かつて、僕は不健康な生活のまま走り続けて倒れてしまった。だからこそ、「過去の自分のように倒れる人を増やしたくない」という想いが強い。

エアコン掃除という仕事は、時に高所作業や重い機材の運搬など、身体的な負担がかかることもある。だからこそ、自分の身体をまずはしっかりメンテナンスすることが大切なのだ。

第五章 日々の現場と「健康第一」の実践

  1. エアコンお掃除の現場で
    エアコンお掃除専門店のフランチャイズを運営する中で、僕たちは日々、お客様のお宅やオフィスを訪問する。
    夏場は猛暑のなかで汗だくになりながら清掃を行い、冬場は寒い空気に晒されながら高い脚立に登る。

そんなときこそ、スタッフが体調を崩してしまえば元も子もない。少しでも体調が悪ければ、無理をさせずに交代したり、作業日程を調整したり、休息を取らせるようにしている。
健康な状態で仕事をするからこそ、お客様にもより丁寧に、安全に作業を提供できる——それは僕の実体験から得た確信だ。

  1. 「ありがとう」の言葉と健康
    店名にも冠した「ありがとう」という言葉は、僕にとってただの社名ではない。
    「元気で働けてありがとう」
    「支えてくれる家族がいてありがとう」
    「仲間と一緒に仕事を進められてありがとう」
    こうした感謝の意識が、僕自身を含めスタッフの心を支えてくれる。

健康を損ない、心筋梗塞で倒れたときこそ、周りの支えのありがたさを痛感した。だから、今の僕は自分たちの仕事を通じて、“ありがとう”を循環させていきたいと願っている。

第六章 僕が伝えたいこと

  1. 「まずは心身の健康を大切に」
    かつての仕事では、システムの不具合を直しに行くのが日常だった。
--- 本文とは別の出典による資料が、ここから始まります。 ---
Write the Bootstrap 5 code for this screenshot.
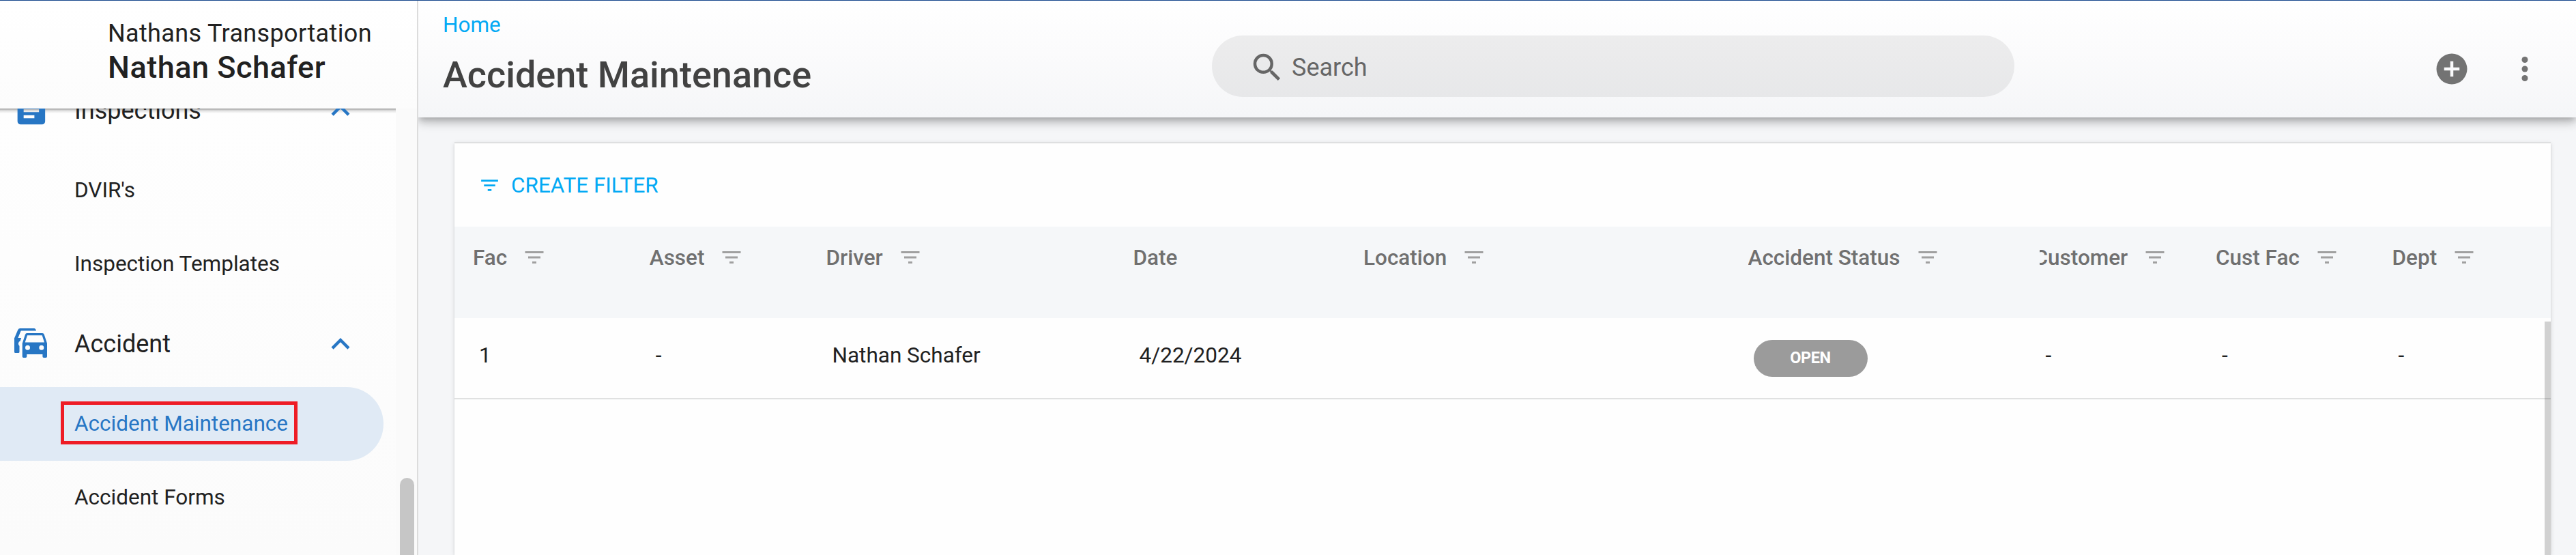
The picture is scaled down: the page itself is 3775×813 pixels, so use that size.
<!DOCTYPE html>
<html lang="en">
<head>
<meta charset="utf-8">
<title>Accident Maintenance</title>
<link href="https://cdn.jsdelivr.net/npm/bootstrap@5.3.0/dist/css/bootstrap.min.css" rel="stylesheet">
<style>
  body { font-family: Roboto, sans-serif; font-size: 31.5px; line-height: 1.2; color: #212121; background: #f5f6f8; }
  .app { height: 813px; border-top: 1px solid #17478c; }
  svg { display: block; flex: none; fill: currentColor; }

  .side { width: 613px; border-right: 2px solid #dcdcdc; background: #fafafa; }
  .side-head { height: 158px; background: linear-gradient(#fff, #fcfcfc); padding: 26px 0 0 158px; }
  .company { font-size: 36px; line-height: 44px; letter-spacing: .36px; }
  .person { font-size: 45px; line-height: 54px; font-weight: 500; letter-spacing: .5px; padding-top: 1px; }
  .side-list { width: 580px; background: linear-gradient(rgba(0,0,0,.4), rgba(0,0,0,.12) 3px, rgba(0,0,0,0) 7px), linear-gradient(#fefefe, #fbfbfb); }
  .side-scroll { margin-top: -60px; }
  .group { height: 126px; font-size: 36px; padding: 0 54px 0 18px; }
  .group .lead-icon { width: 91px; color: #2776c4; }
  .group .label { padding-top: 2px; }
  .group .chev { color: #2776c4; }
  .item { height: 108px; width: 562px; padding-left: 109px; }
  .item.on { background: #e0eaf5; color: #2776c4; border-radius: 0 54px 54px 0; padding-left: 89px; padding-bottom: 3px; }
  .boxed { border: 5px solid #ee1c25; height: 63px; width: 347px; padding: 3px 0 0 15px; }
  .side-thumb { width: 21px; height: 160px; margin: 541px 4px 0 auto; border-radius: 11px 11px 0 0; background: #c6c6c6; }

  .top { height: 171px; background: linear-gradient(#fff, #fbfbfc 45%, #f5f6f8);
    box-shadow: 0 4.5px 9px -2.25px rgba(0,0,0,.2), 0 9px 11.25px rgba(0,0,0,.14), 0 2.25px 22.5px rgba(0,0,0,.12); padding-left: 36px; }
  .titles { width: 1127px; padding-top: 17px; }
  .home { color: #03a9f4; line-height: 38px; }
  h1 { font-size: 54px; line-height: 64px; font-weight: 500; color: #424242; margin: 22px 0 0; }
  .search { width: 1176px; height: 90px; margin-top: 51px; border-radius: 45px; background: rgba(0,0,0,.063); padding: 3px 0 0 54px; font-size: 36px; color: #666; gap: 9px; }
  .search span { padding-top: 2px; }
  .tools { margin-top: 73px; margin-right: 48px; gap: 53px; color: #737373; }

  .panel { margin: 36px 37px 0 53px; background: #fefefe; border-top: 2px solid #dedfe0;
    box-shadow: 0 4.5px 2.25px -2.25px rgba(0,0,0,.2), 0 2.25px 2.25px rgba(0,0,0,.1), 0 2.25px 6.75px rgba(0,0,0,.12); }
  .filterbar { height: 122px; color: #03a9f4; padding-left: 35px; gap: 15px; }
  .filterbar span { padding-top: 2px; }
  .grid-row { display: grid; grid-template-columns: 258.75px 258.75px 450px 337.5px 563.5px 427px 258.5px 258.5px 1fr; padding-left: 27px; }
  .grid-head { height: 134px; background: #f5f7f9; font-weight: 500; color: #707070; padding-top: 26px; }
  .grid-head > div { display: flex; align-items: center; gap: 22px; height: 38px; overflow: hidden; white-space: nowrap; }
  .grid-head span { padding-top: 1px; }
  .grid-head > .clip > span { margin-left: -8px; }
  .grid-head svg { color: #a0a0a0; }
  .grid-body { height: 119px; border-bottom: 2px solid #e0e1e1; padding-top: 36px; }
  .grid-body > div { padding-left: 9px; line-height: 38px; }
  .status { width: 167px; height: 54px; margin: -4px 0 0 -1px; border-radius: 27px; background: #9b9b9b; color: #fff; font-size: 23.5px; letter-spacing: -.4px; font-weight: 700; padding-bottom: 2px; }
  .vbar { position: absolute; right: 0; top: 5px; bottom: 0; width: 9px; background: rgba(0,0,0,.176); }
</style>
</head>
<body>
<svg width="0" height="0" class="position-absolute">
  <symbol id="filter" viewBox="0 0 24 24"><path d="M10 18h4v-2h-4v2zM3 6v2h18V6H3zm3 7h12v-2H6v2z"/></symbol>
  <symbol id="up" viewBox="0 0 24 24"><path d="M12 8l-6 6 1.41 1.41L12 10.83l4.59 4.58L18 14z"/></symbol>
</svg>
<div class="app d-flex overflow-hidden">
  <aside class="side d-flex flex-column flex-shrink-0">
    <header class="side-head flex-shrink-0">
      <div class="company">Nathans Transportation</div>
      <div class="person">Nathan Schafer</div>
    </header>
    <div class="d-flex flex-grow-1 overflow-hidden">
      <nav class="side-list overflow-hidden flex-shrink-0">
        <div class="side-scroll">
          <div class="group d-flex align-items-center">
            <span class="lead-icon"><svg class="ms-0" width="54" height="54" viewBox="-.4 0 24 24"><path d="M19 3H5a2 2 0 0 0-2 2v14a2 2 0 0 0 2 2h14a2 2 0 0 0 2-2V5a2 2 0 0 0-2-2zm-5 14H7v-2h7v2zm3-4H7v-2h10v2zm0-4H7V7h10v2z"/></svg></span>
            <span class="label flex-grow-1">Inspections</span>
            <svg class="chev" width="54" height="54"><use href="#up"/></svg>
          </div>
          <div class="item d-flex align-items-center">DVIR's</div>
          <div class="item d-flex align-items-center">Inspection Templates</div>
          <div class="group d-flex align-items-center">
            <span class="lead-icon"><svg width="54" height="46" viewBox="-3 0 54 46">
              <path d="M8.500 0H29Q31.300 0 32 3.500H9.700L5.400 14H10.200L8.600 18.500A4.300 4.300 0 0 0 7.500 25.800V34.500Q7.500 36 6 36H1.500Q0 36 0 34.500V14.500L5.200 2.300Q6.200 0 8.500 0Z"/>
              <path fill-rule="evenodd" d="M18.500 7H41Q43 7 43.800 9.200L48 22V41.200Q48 43 46.200 43H43.200Q41.400 43 41.400 41.200V38H18.300V41.200Q18.300 43 16.500 43H13.500Q11.700 43 11.700 41.200V22L15.900 9.200Q16.600 7 18.500 7ZM19 10.300L15.700 20.600H44L40.700 10.300ZM19.500 24.800A3.500 3.500 0 1 0 19.500 31.800A3.500 3.500 0 1 0 19.500 24.800ZM39.800 24.800A3.500 3.500 0 1 0 39.800 31.800A3.500 3.500 0 1 0 39.800 24.800Z"/>
            </svg></span>
            <span class="label flex-grow-1">Accident</span>
            <svg class="chev" width="54" height="54"><use href="#up"/></svg>
          </div>
          <div class="item on d-flex align-items-center"><div class="boxed d-flex align-items-center">Accident Maintenance</div></div>
          <div class="item d-flex align-items-center">Accident Forms</div>
        </div>
      </nav>
      <div class="side-thumb"></div>
    </div>
  </aside>
  <main class="d-flex flex-column flex-grow-1 overflow-hidden">
    <header class="top d-flex align-items-start flex-shrink-0">
      <div class="titles">
        <div class="home">Home</div>
        <h1>Accident Maintenance</h1>
      </div>
      <div class="search d-flex align-items-center">
        <svg width="54" height="54" viewBox="0 0 24 24"><path d="M15.500 14h-.79l-.28-.27A6.471 6.471 0 0 0 16 9.500 6.500 6.500 0 1 0 9.500 16c1.610 0 3.090-.59 4.230-1.570l.27.280v.79l5 4.990L20.490 19l-4.990-5zm-6 0C7.010 14 5 11.990 5 9.500S7.010 5 9.500 5 14 7.010 14 9.500 11.990 14 9.500 14z"/></svg>
        <span>Search</span>
      </div>
      <div class="tools d-flex ms-auto">
        <svg width="54" height="54" viewBox="0 0 24 24"><path d="M12 2a10 10 0 1 0 0 20 10 10 0 0 0 0-20zm5 11h-4v4h-2v-4H7v-2h4V7h2v4h4v2z"/></svg>
        <svg width="54" height="54" viewBox="0 0 24 24"><circle cx="12" cy="6" r="2"/><circle cx="12" cy="12" r="2"/><circle cx="12" cy="18" r="2"/></svg>
      </div>
    </header>
    <section class="panel d-flex flex-column flex-grow-1">
      <div class="filterbar d-flex align-items-center">
        <svg width="33" height="33"><use href="#filter"/></svg>
        <span>CREATE FILTER</span>
      </div>
      <div class="grid-row grid-head">
        <div><span>Fac</span><svg width="36" height="36"><use href="#filter"/></svg></div>
        <div><span>Asset</span><svg width="36" height="36"><use href="#filter"/></svg></div>
        <div><span>Driver</span><svg width="36" height="36"><use href="#filter"/></svg></div>
        <div><span>Date</span></div>
        <div><span>Location</span><svg width="36" height="36"><use href="#filter"/></svg></div>
        <div><span>Accident Status</span><svg width="36" height="36"><use href="#filter"/></svg></div>
        <div class="clip"><span>Customer</span><svg width="36" height="36"><use href="#filter"/></svg></div>
        <div><span>Cust Fac</span><svg width="36" height="36"><use href="#filter"/></svg></div>
        <div><span>Dept</span><svg width="36" height="36"><use href="#filter"/></svg></div>
      </div>
      <div class="position-relative flex-grow-1">
        <div class="grid-row grid-body">
          <div>1</div><div>-</div><div>Nathan Schafer</div><div>4/22/2024</div><div></div>
          <div><div class="status d-flex align-items-center justify-content-center">OPEN</div></div>
          <div>-</div><div>-</div><div>-</div>
        </div>
        <div class="vbar"></div>
      </div>
    </section>
  </main>
</div>
<script src="https://cdn.jsdelivr.net/npm/bootstrap@5.3.0/dist/js/bootstrap.bundle.min.js"></script>
</body>
</html>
しかし、もし自分自身が壊れてしまっては、客先でのサポートどころではない。
    心筋梗塞は言うなれば、“身体のシステム”が重大な不具合を起こしたようなものだ。

いま僕が「ありがとうエアコンお掃除専門店」の仲間たちに必ず話すのは、「自分の身体を軽視しすぎないでほしい」という一点に尽きる。

体調が怪しいときは、しっかり休息を取る
定期検診や健康診断を受ける
栄養バランスや睡眠を疎かにしない

こうした基本を、お互いに声をかけあって守ることで、長く安心して仕事が続けられる。お客様に対しても、心身ともに健康な状態で接することができる。

  1. 僕自身の今後
    僕はこれからも、「健康第一」を柱として仕事を続けていきたい。なぜなら、どれだけ仕事が忙しくても、人生の土台が壊れたら幸せにはなれないと痛感したからだ。
    エアコン掃除という仕事は、少し意外かもしれないけれど、空気や環境を清潔に保つことで人々の健康に貢献できる部分もあると思っている。
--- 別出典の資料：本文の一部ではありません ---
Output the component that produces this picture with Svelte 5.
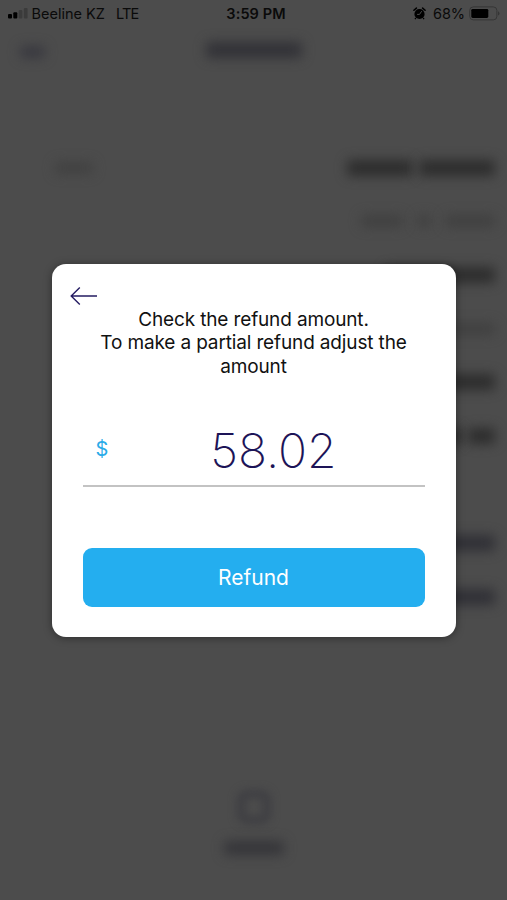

まったく別業界から飛び込んだ僕だからこそ、新鮮な目線で新しいサービスを模索しながら、スタッフや加盟店の皆さんと「ありがとう」を形にする方法を考えていきたい。

おわりに
2017年4月21日、朝5時48分。
もしあの瞬間、心筋梗塞で倒れずに健康なままだったら……?
そんなふうに振り返ることもあるが、同時に、「あの経験があったからこそ、僕は健康の大切さに目が向いた」とも感じている。


僕は「ありがとうグループ」のエアコンお掃除専門店という“フランチャイズの場”を通じて、仲間たちと日々顔を合わせ、雑談の中やミーティングの中で自然にこう伝えるのだ。

「みんな、本当に身体を大事にしよう。
健康でいるからこそ仕事も家族も大切にできるし、ありがとうの気持ちをお客様に届けることができるんだよ」

仕事は大事だし、お客様に最善を尽くすのも大切。でも、それ以前に自分が元気でいなければ意味がない。
このメッセージは、僕自身が心筋梗塞で倒れ、しんどい思いをしたからこそ、リアルに届けられるものだと思っている。

僕と同じような経験をする人が一人でも減るように、そして、「身体が資本」「健康こそ最大の財産」ということを忘れずにいてほしい。
そんな思いを抱きながら、今日も「ありがとう」と一緒に幸福の輪の拡大へ向かう。